Because while “Reunion” is an episode about change, it is also an episode about warning signs, about the sense that there were hints, small events, that led to this place, and could have told our heroes (and villains) where all of this was headed. It was not merely a grand transition that turned Westworld from a fantasy into a warzone, that turned Dolores from a farmgirl into a butcher, that changed William from a gentle whitehat to the blistering, withered gunslinger he is now.
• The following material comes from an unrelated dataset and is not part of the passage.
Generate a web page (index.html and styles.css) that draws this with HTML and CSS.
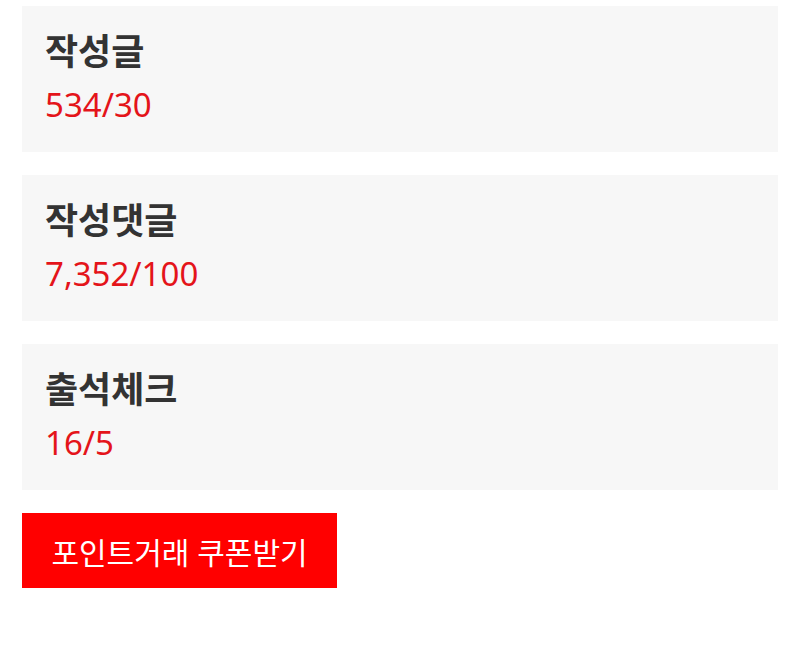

It was an accumulation of smaller moments, of sights and experiences that couldn’t be scrubbed from their memory, of little flows and eddies that brought them to this point. “Reunion” is devoted to those smaller moment, and the way they coalesce into the different people and different places who brought the dream of two men into the twin crusades of the two individuals, one human and one artificial, that threaten to change everything once again.